Do this: Your answer should be a single number: how many lines in the data below hold the string "components".

Material provided:
begin
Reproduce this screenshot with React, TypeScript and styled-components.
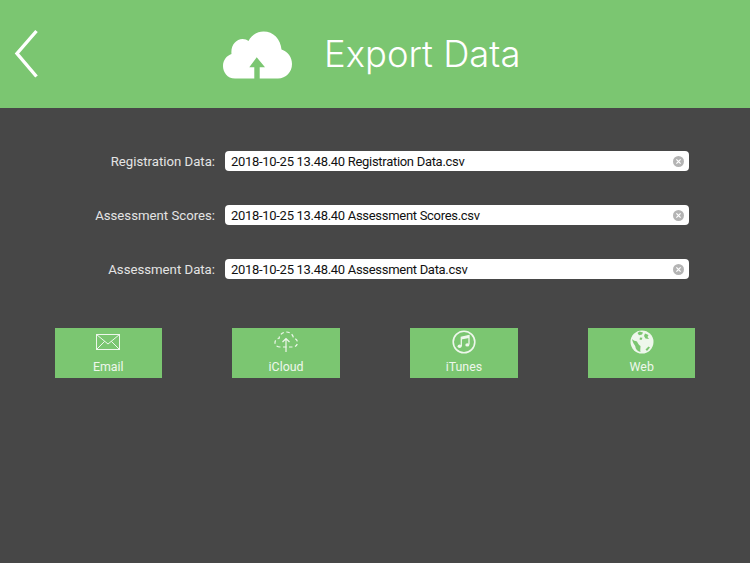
import React from 'react'
import styled, { createGlobalStyle } from 'styled-components'

const GlobalStyle = createGlobalStyle`
  html, body {
    margin: 0;
    padding: 0;
    background: #474747;
    font-family: Roboto, "Liberation Sans", sans-serif;
  }
`

const Page = styled.div`
  width: 750px;
  height: 563px;
  overflow: hidden;
  background: #474747;
`

const Header = styled.header`
  height: 108px;
  background: #7bc671;
  display: flex;
  align-items: center;
  padding-left: 14px;
`

const BackButton = styled.div`
  width: 26px;
  height: 52px;
  display: flex;
  margin-right: 182px;
  margin-top: -1px;
`

const HeaderIcon = styled.div`
  width: 72px;
  height: 48px;
  display: flex;
  margin-right: 30px;
  margin-top: 2px;
`

const Title = styled.h1`
  margin: 0;
  color: #fff;
  font-family: Inter, "Liberation Sans", sans-serif;
  font-size: 36.4px;
  font-weight: 300;
  line-height: 44px;
`

const Form = styled.div`
  display: flex;
  flex-direction: column;
  gap: 34px;
  padding: 43px 0 0 0;
`

const Row = styled.div`
  display: flex;
  align-items: center;
  height: 20px;
`

const Label = styled.label`
  width: 215px;
  text-align: right;
  color: #e4e4e4;
  font-size: 13.2px;
  margin-right: 10px;
`

const Field = styled.div`
  width: 464px;
  height: 20px;
  box-sizing: border-box;
  background: #fff;
  border-radius: 4px;
  display: flex;
  align-items: center;
  justify-content: space-between;
  padding: 0 5px 0 6px;
  color: #111;
  font-size: 13px;
  letter-spacing: -0.3px;
`

const ClearIcon = styled.div`
  width: 11px;
  height: 11px;
  display: flex;
`

const Actions = styled.div`
  display: grid;
  grid-template-columns: repeat(4, 107.5px);
  justify-content: space-between;
  width: 641px;
  margin: 49px 0 0 54.5px;
`

const ActionButton = styled.button`
  height: 50px;
  border: 0;
  padding: 1px 0 0;
  background: #7bc671;
  color: #eef7ec;
  font-family: inherit;
  font-size: 12.4px;
  display: flex;
  flex-direction: column;
  align-items: center;
`

const ActionIcon = styled.div`
  height: 26px;
  display: flex;
  align-items: center;
  justify-content: center;
  margin-bottom: 4px;
`

const ink = '#eef7ec'

const Chevron = () => (
  <svg width="26" height="52" viewBox="0 0 26 52" fill="none">
    <path d="M22.5 3 L3 25.5 L22.5 48.5" stroke="#fff" strokeWidth="3.4" />
  </svg>
)

const CloudUpload = () => (
  <svg width="72" height="48" viewBox="0 0 72 48">
    <path
      fill="#fff"
      d="M13 47.5 C5 47.5 1 41 1 35 C1 29 5 24.5 9.5 23 C8.5 14.5 14 8 20.5 8 C23 8 25 8.8 26.5 10 C29.5 4 35 0.5 41.5 0.5 C51.5 0.5 58.5 8 59.5 18.5 C66 20.5 70 26.5 70 33 C70 41 64 47.5 56 47.5 Z"
    />
    <path
      fill="#7bc671"
      d="M34.7 26.3 L43 36.3 L37.7 36.3 L37.7 48 L32.3 48 L32.3 36.3 L27.3 36.3 Z"
    />
  </svg>
)

const ClearGlyph = () => (
  <svg width="11" height="11" viewBox="0 0 11 11">
    <circle cx="5.5" cy="5.5" r="5.5" fill="#b4b4b4" />
    <path d="M3.4 3.4 L7.6 7.6 M7.6 3.4 L3.4 7.6" stroke="#fff" strokeWidth="1.2" />
  </svg>
)

const MailIcon = () => (
  <svg width="24" height="16" viewBox="0 0 24 16" fill="none" stroke={ink} strokeWidth="1">
    <rect x="0.5" y="0.5" width="23" height="15" />
    <path d="M0.5 0.5 L12 10 L23.5 0.5 M0.5 15.5 L8.7 7.3 M23.5 15.5 L15.3 7.3" />
  </svg>
)

const DashedCloud = () => (
  <svg width="24" height="22" viewBox="0 0 24 22" fill="none" stroke={ink} strokeWidth="1.2">
    <path
      strokeDasharray="3.5 2.5"
      d="M6 16 C2.5 16 1 13.5 1 11.5 C1 9 3 7.5 5 7.5 C5.5 3.5 9 1 12.5 1 C16.5 1 19 4 19.5 7 C22 7.5 23.5 9.5 23.5 11.5 C23.5 14 21.5 16 19 16 H6"
    />
    <path d="M12 21 V7.5 M8.5 11 L12 7.5 L15.5 11" />
  </svg>
)

const MusicIcon = () => (
  <svg width="24" height="24" viewBox="0 0 24 24" fill="none">
    <circle cx="12" cy="12" r="10.8" stroke={ink} strokeWidth="1.6" />
    <path d="M9.3 16 V7.2 L17 5.6 V14.6" stroke={ink} strokeWidth="1.3" />
    <path d="M9.3 7.2 L17 5.6 V8 L9.3 9.6 Z" fill={ink} />
    <ellipse cx="7.6" cy="16.3" rx="2" ry="1.7" fill={ink} />
    <ellipse cx="15.3" cy="14.9" rx="2" ry="1.7" fill={ink} />
  </svg>
)

const GlobeIcon = () => (
  <svg width="24" height="24" viewBox="0 0 24 24">
    <circle cx="12" cy="12" r="11.5" fill={ink} />
    <path
      fill="#7bc671"
      d="M2 9 C3.5 10.5 5 11 7 11.5 C8 13.5 9 15 10.5 16 C10.5 18.5 10 20.5 10.5 22 C7.5 21.5 5.5 19 5.2 16 C4 14 2.5 12 2 9 Z M9.5 1.6 L13 2.6 L12 4.6 L9 5.2 L7.5 3 Z M15 3.5 L18.5 5 L17.5 7 L19 9 L15.5 8.5 L14 6 Z M10 7.5 L12.5 7.8 L11.5 10 L9.5 9.5 Z M15.5 19.5 L18.5 16.5 L20 17.5 L17 21 Z"
    />
  </svg>
)

const rows = [
  { label: 'Registration Data:', file: '2018-10-25 13.48.40 Registration Data.csv' },
  { label: 'Assessment Scores:', file: '2018-10-25 13.48.40 Assessment Scores.csv' },
  { label: 'Assessment Data:', file: '2018-10-25 13.48.40 Assessment Data.csv' },
]

const actions = [
  { label: 'Email', icon: <MailIcon /> },
  { label: 'iCloud', icon: <DashedCloud /> },
  { label: 'iTunes', icon: <MusicIcon /> },
  { label: 'Web', icon: <GlobeIcon /> },
]

export default function App() {
  return (
    <Page>
      <GlobalStyle />
      <Header>
        <BackButton>
          <Chevron />
        </BackButton>
        <HeaderIcon>
          <CloudUpload />
        </HeaderIcon>
        <Title>Export Data</Title>
      </Header>
      <Form>
        {rows.map((row) => (
          <Row key={row.label}>
            <Label>{row.label}</Label>
            <Field>
              {row.file}
              <ClearIcon>
                <ClearGlyph />
              </ClearIcon>
            </Field>
          </Row>
        ))}
      </Form>
      <Actions>
        {actions.map((action) => (
          <ActionButton key={action.label}>
            <ActionIcon>{action.icon}</ActionIcon>
            {action.label}
          </ActionButton>
        ))}
      </Actions>
    </Page>
  )
}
end
Task result: 2